Women’s bodies are judged and inspected from birth, and it was gleeful to create these small moments of acceptance in situations that aren’t always so glorious.
It’s not something I thought deeply about in college, when I wrongly assumed that conversations about consent were unnecessary if cis straight men weren’t involved. But with my fresh 2020 eyes, I wanted to make sure that sex scenes—between college-aged people especially—featured a lot of checking in and requests for consent. This is in part my feminist desire to create what I wish to see in the world, but it also tells us something important about Eleanor and Leena: They respect each other and are kind and careful with the other in intimate, delicate moments. This signals something small in the larger tableau of who they are together.

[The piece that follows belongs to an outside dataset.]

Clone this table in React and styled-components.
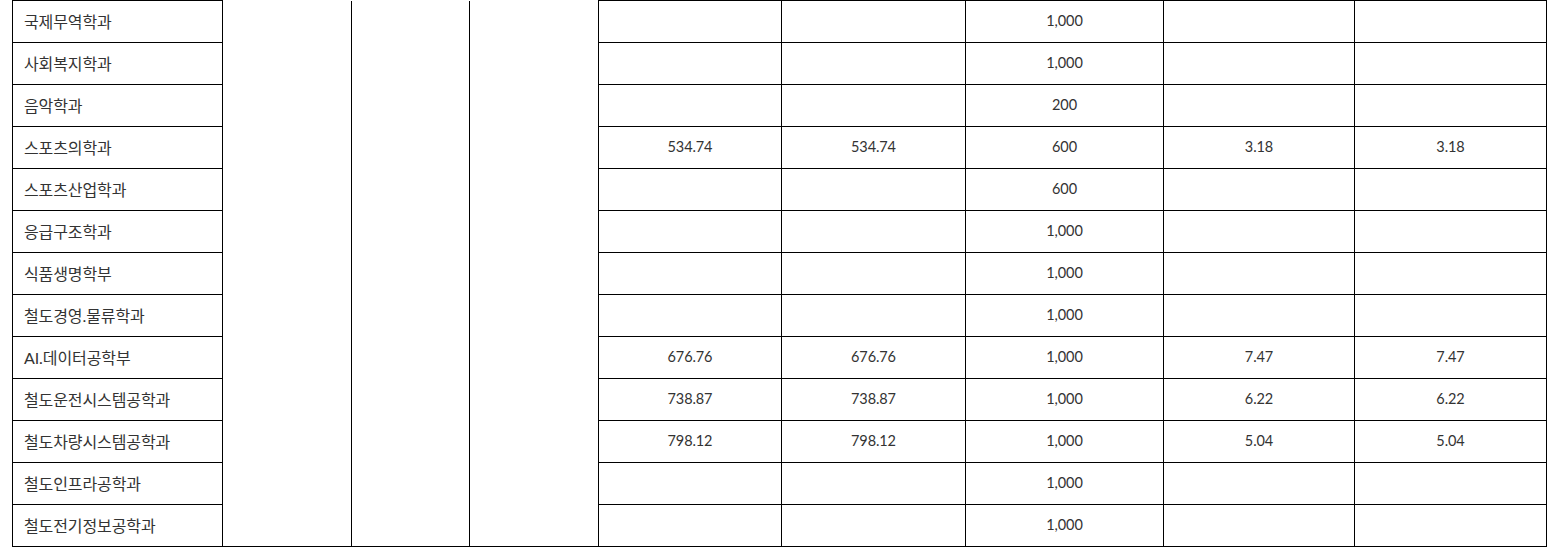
import styled, { createGlobalStyle } from 'styled-components';

const GlobalStyle = createGlobalStyle`
  body {
    margin: 0;
    background: #ffffff;
    font-family: 'Lato', 'Noto Sans CJK KR', sans-serif;
  }
`;

const Wrap = styled.div`
  padding: 0 12px;
`;

const Table = styled.table`
  border-collapse: collapse;
  table-layout: fixed;
  width: 1534px;
  color: #333333;
`;

const Row = styled.tr`
  height: 42px;
`;

const Cell = styled.td`
  border: 1px solid #000000;
  padding: ${(p) => (p.$left ? '0 0 2px 11px' : '0 4px 2px')};
  text-align: ${(p) => (p.$left ? 'left' : 'center')};
  font-size: ${(p) => (p.$left ? '16px' : '14.5px')};
  letter-spacing: ${(p) => (p.$left ? '-0.1px' : '-0.1px')};
  vertical-align: middle;
  white-space: nowrap;
`;

const SpanCell = styled.td`
  border: 1px solid #000000;
  border-top: none;
`;

const widths = [210, 129, 118, 129, 183, 184, 198, 191, 192];

const rows = [
  ['국제무역학과', '', '', '1,000', '', ''],
  ['사회복지학과', '', '', '1,000', '', ''],
  ['음악학과', '', '', '200', '', ''],
  ['스포츠의학과', '534.74', '534.74', '600', '3.18', '3.18'],
  ['스포츠산업학과', '', '', '600', '', ''],
  ['응급구조학과', '', '', '1,000', '', ''],
  ['식품생명학부', '', '', '1,000', '', ''],
  ['철도경영.물류학과', '', '', '1,000', '', ''],
  ['AI.데이터공학부', '676.76', '676.76', '1,000', '7.47', '7.47'],
  ['철도운전시스템공학과', '738.87', '738.87', '1,000', '6.22', '6.22'],
  ['철도차량시스템공학과', '798.12', '798.12', '1,000', '5.04', '5.04'],
  ['철도인프라공학과', '', '', '1,000', '', ''],
  ['철도전기정보공학과', '', '', '1,000', '', ''],
];

export default function App() {
  return (
    <>
      <GlobalStyle />
      <Wrap>
        <Table>
          <colgroup>
            {widths.map((w, i) => (
              <col key={i} style={{ width: w }} />
            ))}
          </colgroup>
          <tbody>
            {rows.map((r, i) => (
              <Row key={i}>
                <Cell $left>{r[0]}</Cell>
                {i === 0 && (
                  <>
                    <SpanCell rowSpan={rows.length} />
                    <SpanCell rowSpan={rows.length} />
                    <SpanCell rowSpan={rows.length} />
                  </>
                )}
                {r.slice(1).map((v, j) => (
                  <Cell key={j}>{v}</Cell>
                ))}
              </Row>
            ))}
          </tbody>
        </Table>
      </Wrap>
    </>
  );
}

I know there’s something saucy about this essay: Sex! Queer women! With a toddler who is allergic to sleep, and being married and monogamous, I’m perhaps not the expert on this topic that I once was. But that’s the power of writing: the ability to recall memories, to cobble together, and put forth what you want others to consume. Reflecting on the birth of this novel, I cannot help but see the humor to go from a life without discussion of sex to discussing it in almost every interview and essay I write.
For as much bravado as I have about my Feminist Manifesto to talk about sex, I squirm a little to think of the words my family and coworkers will read, words I typed with my fingers, words that came from my brain. But I brush that aside and close my eyes to any self-consciousness, because I’m writing for people that have not seen themselves represented, and that is the higher calling that matters.
And I never forget that I’m writing for myself as well. I created something that satisfies me, that if I read, I would think, Damn! Yes. Exactly. More.